At the behest of the United States, Australia is boycotting historic negotiations to ban nuclear weapons in New York.
Indigenous people say the government is ignoring Australia’s dark history with nuclear testing.
In the 50s and 60s, Australia’s deserts were used for nuclear tests that resulted in harm to civilians, including Indigenous Australians.
"The First Nations are very disappointed that Australia has got an amnesia again about their nuclear history in Australia.”
Rose Lester, an anti-nuclear campaigner, suffers from an autoimmune disease that she says was caused by nuclear tests conducted South Australia where she grew up. Her father, Yami Lester, went blind as a result of atomic fallout from those tests.
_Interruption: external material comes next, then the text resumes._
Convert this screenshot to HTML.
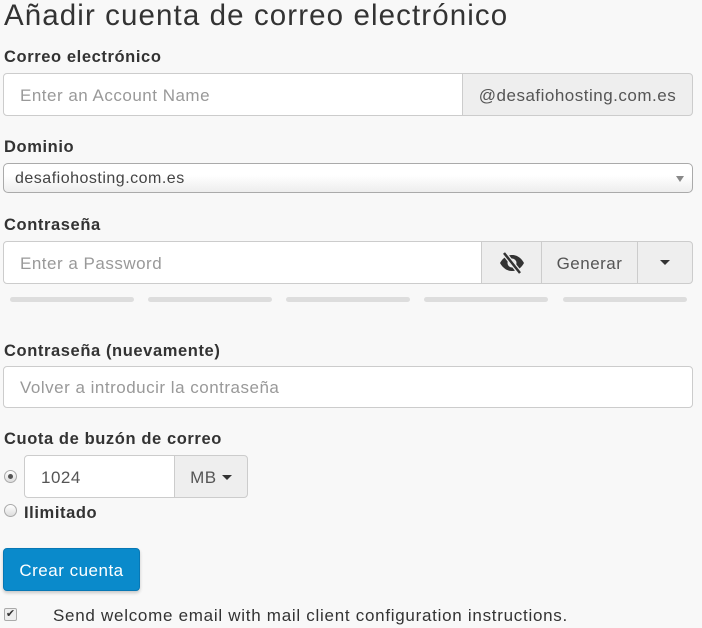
<!DOCTYPE html>
<html><head><meta charset="utf-8"><style>
*{box-sizing:border-box;margin:0;padding:0}
body{width:702px;height:628px;background:#f8f8f8;font-family:"Liberation Sans",sans-serif;color:#333;position:relative;overflow:hidden;letter-spacing:0.5px}
.a{position:absolute}
h1{position:absolute;left:4px;top:-1px;font-weight:normal;font-size:29.5px;letter-spacing:1.1px;color:#333;white-space:nowrap}
.lbl{position:absolute;left:4px;font-weight:bold;font-size:16.5px;color:#333;letter-spacing:0.6px}
.box{position:absolute;background:#fff;border:1px solid #ccc;font-size:17px;color:#999;padding-left:16px;display:flex;align-items:center;padding-top:2px}
.add{position:absolute;background:#eee;border:1px solid #ccc;font-size:17px;color:#555;display:flex;align-items:center;justify-content:center;padding-top:2px}
.bar{position:absolute;top:297px;height:5px;background:#ddd;border-radius:3px}
.radio{position:absolute;width:13px;height:13px;border-radius:50%;border:1px solid #aaa;background:linear-gradient(#fff,#ddd)}
</style></head><body>
<h1>Añadir cuenta de correo electrónico</h1>
<div class="lbl" style="top:48px">Correo electrónico</div>
<div class="box" style="left:3px;top:73px;width:460px;height:43px;border-radius:4px 0 0 4px">Enter an Account Name</div>
<div class="add" style="left:462px;top:73px;width:231px;height:43px;border-radius:0 4px 4px 0">@desafiohosting.com.es</div>
<div class="lbl" style="top:138px">Dominio</div>
<div class="a" style="left:3px;top:163px;width:690px;height:30px;border:1px solid #aaa;border-radius:5px;background:linear-gradient(#fff 0%,#fff 40%,#eee 100%);font-size:16px;color:#444;padding-left:11px;line-height:30px">desafiohosting.com.es<span class="a" style="right:8px;top:12px;border-left:4px solid transparent;border-right:4px solid transparent;border-top:6px solid #888"></span></div>
<div class="lbl" style="top:216px">Contraseña</div>
<div class="box" style="left:3px;top:241px;width:479px;height:43px;border-radius:4px 0 0 4px">Enter a Password</div>
<div class="add" style="left:481px;top:241px;width:61px;height:43px;padding-top:0">
<svg width="26" height="22" viewBox="0 0 26 22"><path d="M1 11 C5 4 10 3 13 3 C16 3 21 4 25 11 C21 18 16 19 13 19 C10 19 5 18 1 11Z" fill="#333"/><circle cx="13" cy="11" r="4.5" fill="#eee"/><circle cx="13" cy="11" r="2.5" fill="#333"/><path d="M5 1 L21 21" stroke="#eee" stroke-width="5"/><path d="M5 1 L21 21" stroke="#333" stroke-width="2.5"/></svg></div>
<div class="add" style="left:541px;top:241px;width:97px;height:43px">Generar</div>
<div class="add" style="left:637px;top:241px;width:56px;height:43px;border-radius:0 4px 4px 0;padding-top:0"><span style="border-left:5px solid transparent;border-right:5px solid transparent;border-top:5px solid #333"></span></div>
<div class="bar" style="left:10px;width:124px"></div>
<div class="bar" style="left:148px;width:124px"></div>
<div class="bar" style="left:286px;width:124px"></div>
<div class="bar" style="left:424px;width:124px"></div>
<div class="bar" style="left:563px;width:124px"></div>
<div class="lbl" style="top:342px">Contraseña (nuevamente)</div>
<div class="box" style="left:3px;top:366px;width:690px;height:42px;border-radius:4px">Volver a introducir la contraseña</div>
<div class="lbl" style="top:430px">Cuota de buzón de correo</div>
<div class="radio" style="left:4px;top:470px"><span class="a" style="left:3px;top:3px;width:5px;height:5px;border-radius:50%;background:#555"></span></div>
<div class="box" style="left:24px;top:455px;width:151px;height:43px;border-radius:4px 0 0 4px;color:#555">1024</div>
<div class="add" style="left:174px;top:455px;width:74px;height:43px;border-radius:0 4px 4px 0">MB&nbsp;<span style="border-left:5px solid transparent;border-right:5px solid transparent;border-top:5px solid #333"></span></div>
<div class="radio" style="left:4px;top:504px"></div>
<div class="lbl" style="left:24px;top:504px">Ilimitado</div>
<div class="a" style="left:3px;top:548px;width:137px;height:43px;background:#0a8acb;border:1px solid #0778b5;border-radius:4px;color:#fff;font-size:17px;display:flex;align-items:center;justify-content:center;padding-top:2px;box-shadow:0 2px 3px rgba(0,0,0,.2)">Crear cuenta</div>
<div class="a" style="left:4px;top:608px;width:13px;height:13px;border:1px solid #aaa;border-radius:2px;background:#eee;font-size:11px;line-height:11px;text-align:center;color:#333;letter-spacing:0">✔</div>
<div class="a" style="left:53px;top:606px;font-size:17px;color:#333;white-space:nowrap;letter-spacing:0.72px">Send welcome email with mail client configuration instructions.</div>
</body></html>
Her sister, Karina Lester, is speaking at the UN negotiations in New York.
Ms Rose Lester told NITV the government is blind to the suffering of people in their own backyard.
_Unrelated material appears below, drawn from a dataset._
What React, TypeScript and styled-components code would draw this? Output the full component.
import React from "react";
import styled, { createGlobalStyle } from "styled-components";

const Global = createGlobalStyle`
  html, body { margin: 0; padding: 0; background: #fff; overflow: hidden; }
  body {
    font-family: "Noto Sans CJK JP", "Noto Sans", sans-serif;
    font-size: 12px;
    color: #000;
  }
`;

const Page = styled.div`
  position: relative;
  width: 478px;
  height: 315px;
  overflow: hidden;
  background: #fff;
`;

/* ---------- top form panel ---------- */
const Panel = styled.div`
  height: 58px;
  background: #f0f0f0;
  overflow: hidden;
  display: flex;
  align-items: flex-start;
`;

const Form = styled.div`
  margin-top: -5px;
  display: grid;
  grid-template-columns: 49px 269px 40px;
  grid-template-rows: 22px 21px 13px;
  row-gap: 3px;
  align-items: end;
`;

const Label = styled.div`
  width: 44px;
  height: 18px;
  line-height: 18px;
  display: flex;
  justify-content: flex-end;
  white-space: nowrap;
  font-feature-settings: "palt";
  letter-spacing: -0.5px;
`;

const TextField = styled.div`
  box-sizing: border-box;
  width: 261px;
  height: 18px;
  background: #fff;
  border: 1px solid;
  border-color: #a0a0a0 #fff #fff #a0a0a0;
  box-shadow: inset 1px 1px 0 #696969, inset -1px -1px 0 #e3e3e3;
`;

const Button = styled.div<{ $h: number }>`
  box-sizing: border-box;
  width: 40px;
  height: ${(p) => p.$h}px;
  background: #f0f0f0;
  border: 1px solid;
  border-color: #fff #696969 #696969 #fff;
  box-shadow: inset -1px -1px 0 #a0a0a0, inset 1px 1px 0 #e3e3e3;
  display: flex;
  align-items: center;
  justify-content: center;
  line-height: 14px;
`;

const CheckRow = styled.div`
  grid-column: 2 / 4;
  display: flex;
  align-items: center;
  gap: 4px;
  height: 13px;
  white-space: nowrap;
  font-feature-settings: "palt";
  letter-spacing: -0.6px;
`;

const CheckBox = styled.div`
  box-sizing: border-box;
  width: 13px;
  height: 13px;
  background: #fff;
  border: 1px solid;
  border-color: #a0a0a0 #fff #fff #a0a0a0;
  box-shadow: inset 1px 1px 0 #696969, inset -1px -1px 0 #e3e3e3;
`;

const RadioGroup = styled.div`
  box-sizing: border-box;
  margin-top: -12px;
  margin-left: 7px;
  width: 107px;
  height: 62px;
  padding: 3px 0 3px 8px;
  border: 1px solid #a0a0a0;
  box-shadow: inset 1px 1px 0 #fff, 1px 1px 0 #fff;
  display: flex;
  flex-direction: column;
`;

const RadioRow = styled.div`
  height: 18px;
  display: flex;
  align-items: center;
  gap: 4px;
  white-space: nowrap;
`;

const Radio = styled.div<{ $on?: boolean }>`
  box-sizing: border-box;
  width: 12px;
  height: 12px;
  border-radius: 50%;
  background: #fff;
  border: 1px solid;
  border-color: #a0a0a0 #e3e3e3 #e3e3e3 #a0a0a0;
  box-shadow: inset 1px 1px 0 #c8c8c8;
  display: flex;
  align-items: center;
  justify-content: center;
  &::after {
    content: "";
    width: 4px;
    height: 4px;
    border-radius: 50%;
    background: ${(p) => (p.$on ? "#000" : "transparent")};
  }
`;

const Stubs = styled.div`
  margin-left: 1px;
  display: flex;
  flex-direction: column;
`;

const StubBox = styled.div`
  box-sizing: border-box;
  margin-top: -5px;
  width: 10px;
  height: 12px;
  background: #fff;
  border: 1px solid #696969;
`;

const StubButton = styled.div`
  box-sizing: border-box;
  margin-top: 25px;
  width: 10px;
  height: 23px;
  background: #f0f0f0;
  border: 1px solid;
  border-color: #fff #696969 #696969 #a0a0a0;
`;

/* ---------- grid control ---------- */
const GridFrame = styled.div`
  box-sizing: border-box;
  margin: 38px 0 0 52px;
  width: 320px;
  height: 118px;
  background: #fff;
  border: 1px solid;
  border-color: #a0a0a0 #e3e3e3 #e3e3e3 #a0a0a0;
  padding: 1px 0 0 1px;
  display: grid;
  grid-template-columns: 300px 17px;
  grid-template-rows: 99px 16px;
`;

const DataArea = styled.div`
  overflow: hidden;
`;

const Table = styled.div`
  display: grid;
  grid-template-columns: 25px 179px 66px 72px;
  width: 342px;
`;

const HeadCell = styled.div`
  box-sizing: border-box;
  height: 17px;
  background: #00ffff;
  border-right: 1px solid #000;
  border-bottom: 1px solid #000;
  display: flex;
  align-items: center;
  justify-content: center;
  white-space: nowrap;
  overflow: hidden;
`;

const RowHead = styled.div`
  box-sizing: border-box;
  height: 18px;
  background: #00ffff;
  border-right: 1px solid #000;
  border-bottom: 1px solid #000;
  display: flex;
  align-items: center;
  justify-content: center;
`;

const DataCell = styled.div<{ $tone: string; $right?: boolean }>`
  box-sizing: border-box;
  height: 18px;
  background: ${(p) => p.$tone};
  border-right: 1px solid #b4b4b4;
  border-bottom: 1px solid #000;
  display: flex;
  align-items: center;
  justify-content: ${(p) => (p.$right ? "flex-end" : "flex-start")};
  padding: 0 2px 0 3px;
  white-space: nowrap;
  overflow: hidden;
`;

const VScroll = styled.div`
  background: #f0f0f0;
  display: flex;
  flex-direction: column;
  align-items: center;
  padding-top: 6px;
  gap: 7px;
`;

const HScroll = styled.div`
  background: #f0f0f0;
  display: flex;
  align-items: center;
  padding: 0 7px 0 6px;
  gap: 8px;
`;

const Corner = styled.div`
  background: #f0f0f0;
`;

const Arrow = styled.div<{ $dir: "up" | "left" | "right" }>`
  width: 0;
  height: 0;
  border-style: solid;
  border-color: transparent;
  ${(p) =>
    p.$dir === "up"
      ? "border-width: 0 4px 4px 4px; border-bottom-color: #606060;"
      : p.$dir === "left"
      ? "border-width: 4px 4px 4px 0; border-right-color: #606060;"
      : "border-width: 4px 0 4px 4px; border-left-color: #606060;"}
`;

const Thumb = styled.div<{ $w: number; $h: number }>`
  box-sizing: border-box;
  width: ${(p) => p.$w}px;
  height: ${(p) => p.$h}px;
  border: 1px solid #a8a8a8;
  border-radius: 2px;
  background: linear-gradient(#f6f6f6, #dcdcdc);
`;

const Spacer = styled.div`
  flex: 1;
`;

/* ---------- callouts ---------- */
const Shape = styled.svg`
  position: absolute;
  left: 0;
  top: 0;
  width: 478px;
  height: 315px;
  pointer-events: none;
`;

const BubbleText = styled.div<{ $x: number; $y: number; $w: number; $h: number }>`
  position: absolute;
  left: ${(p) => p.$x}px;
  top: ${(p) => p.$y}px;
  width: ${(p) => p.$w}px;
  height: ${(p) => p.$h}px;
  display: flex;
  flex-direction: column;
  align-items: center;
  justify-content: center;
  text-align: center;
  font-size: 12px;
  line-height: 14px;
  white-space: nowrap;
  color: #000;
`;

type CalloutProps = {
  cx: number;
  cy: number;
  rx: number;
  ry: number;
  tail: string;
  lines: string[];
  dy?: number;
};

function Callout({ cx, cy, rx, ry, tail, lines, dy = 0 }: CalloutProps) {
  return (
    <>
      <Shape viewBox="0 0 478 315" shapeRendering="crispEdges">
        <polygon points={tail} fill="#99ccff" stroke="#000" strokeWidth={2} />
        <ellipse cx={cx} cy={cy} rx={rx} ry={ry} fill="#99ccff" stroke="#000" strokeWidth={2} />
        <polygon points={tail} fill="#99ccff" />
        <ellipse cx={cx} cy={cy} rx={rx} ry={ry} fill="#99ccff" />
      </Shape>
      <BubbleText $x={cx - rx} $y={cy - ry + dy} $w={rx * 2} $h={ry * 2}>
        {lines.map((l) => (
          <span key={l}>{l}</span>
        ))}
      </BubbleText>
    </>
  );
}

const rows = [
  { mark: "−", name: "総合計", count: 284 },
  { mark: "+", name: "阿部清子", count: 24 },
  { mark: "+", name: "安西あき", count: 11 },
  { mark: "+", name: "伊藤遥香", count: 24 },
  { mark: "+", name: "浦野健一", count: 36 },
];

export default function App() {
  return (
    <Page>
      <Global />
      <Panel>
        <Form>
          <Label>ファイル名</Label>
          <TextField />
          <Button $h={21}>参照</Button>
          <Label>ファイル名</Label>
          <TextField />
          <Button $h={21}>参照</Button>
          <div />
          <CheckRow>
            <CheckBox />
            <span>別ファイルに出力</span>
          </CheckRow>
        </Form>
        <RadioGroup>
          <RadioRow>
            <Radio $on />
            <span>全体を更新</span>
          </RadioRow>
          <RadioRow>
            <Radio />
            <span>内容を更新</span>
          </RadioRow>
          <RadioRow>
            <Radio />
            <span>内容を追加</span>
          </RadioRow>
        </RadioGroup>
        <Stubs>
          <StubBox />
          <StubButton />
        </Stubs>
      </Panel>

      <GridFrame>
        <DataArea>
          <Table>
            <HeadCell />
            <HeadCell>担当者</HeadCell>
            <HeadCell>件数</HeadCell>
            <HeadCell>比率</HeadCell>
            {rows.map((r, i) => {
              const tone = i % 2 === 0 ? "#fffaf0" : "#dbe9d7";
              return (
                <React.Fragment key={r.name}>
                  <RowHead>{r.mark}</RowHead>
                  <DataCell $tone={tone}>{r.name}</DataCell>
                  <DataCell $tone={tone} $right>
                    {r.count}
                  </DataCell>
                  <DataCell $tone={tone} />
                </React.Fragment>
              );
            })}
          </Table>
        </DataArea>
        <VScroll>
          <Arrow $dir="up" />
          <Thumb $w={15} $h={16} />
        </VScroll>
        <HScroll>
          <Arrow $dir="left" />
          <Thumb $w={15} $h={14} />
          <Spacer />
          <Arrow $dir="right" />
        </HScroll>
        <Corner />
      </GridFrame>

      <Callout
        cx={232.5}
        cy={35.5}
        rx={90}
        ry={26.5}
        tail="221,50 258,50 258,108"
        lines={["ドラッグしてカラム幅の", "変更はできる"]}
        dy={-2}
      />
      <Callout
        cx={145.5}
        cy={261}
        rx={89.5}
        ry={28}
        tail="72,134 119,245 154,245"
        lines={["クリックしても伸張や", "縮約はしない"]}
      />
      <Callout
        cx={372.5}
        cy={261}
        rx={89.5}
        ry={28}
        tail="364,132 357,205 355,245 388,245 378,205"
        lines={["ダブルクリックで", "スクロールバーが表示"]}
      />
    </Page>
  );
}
"The First Nations are very disappointed that Australia has got an amnesia again about their nuclear history in Australia,” she said.
“We kind of feel abandoned again because there’s no recognition and we don't seem to be moving forward with positive changes. We should be able to learn from the mistakes of the past."
The Yankunutjatjara and Anangu woman travelled to Sydney from her home in South Australia, to speak at the ‘Ban the Bomb’ protest being held in Sydney on Saturday.
In a more positive step, the Senate passed a bill this week granting full medical treatment and support for Australians affected by the British nuclear tests in South Australia in the mid-1900s.
Senator Scott Ludlam said this will also cover Aboriginal people who were exposed.
“Around Maralinga and the other test sites the detonations led to widespread dispersion of radioactive material into the local environment. The Anangu Aboriginal people, who lived in the area, called it puyu or black mist,” he said in a statement on his website.